Abstract

Mechanical components containing internal complexities in free vibration mode are analyzed through generalized bases made of global piecewise smooth functions. Such bases introduced in 2002, as GPSFs, were made adaptive in 2015 to reduce the computational efforts (A-GPSFs) while, a recent study in 2018 used supplementary analytical conditions along with A-GPSFs to study free vibrations of thin-walled beams and plates. In this paper, generalized bases of A-GPSFs are introduced (i) in a self-contained manner, id est, without needing any supplementary analytical conditions and even (ii) extending the possibility of modeling mechanical components containing internal jumps.

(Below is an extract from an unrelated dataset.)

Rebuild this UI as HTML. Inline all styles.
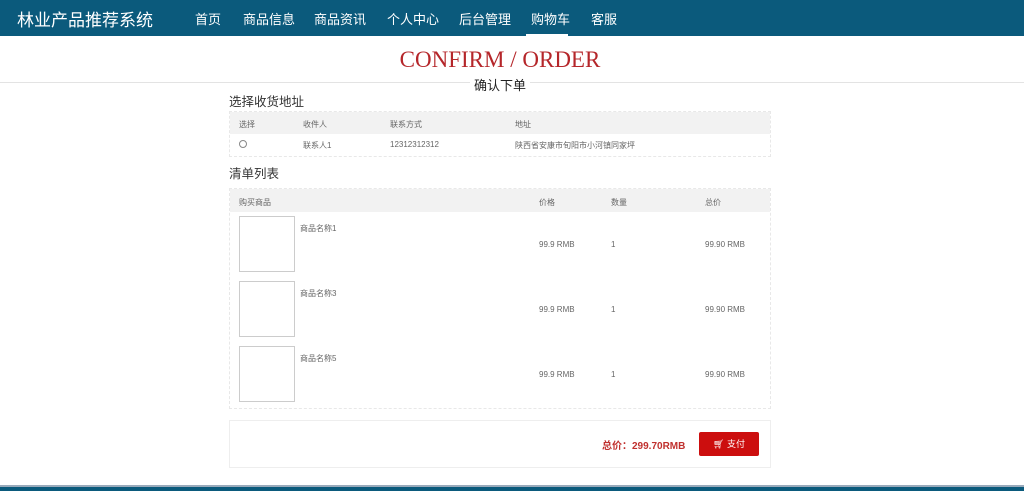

It is shown how such generalized A-GPSFs can be used to model continuous functions which have different degrees of smoothness; even discontinuous functions (i.e. containing jumps) can be modeled and always without involving significant approximations or letting rise to any Gibbs phenomenon. Thus, a free vibration analysis of mechanical components including internal complexities of engineering interest becomes part of a simple unified procedure based on a global approximation where unknown eigenvalues and eigenfunctions can be singled out only through generalized bases of A-GPSFs; the results of previous formulations are then obtained as particular cases. The efficiency and ability of the proposed models result from the comparison between calculated eigen-parameters and those of other models presented in the open literature.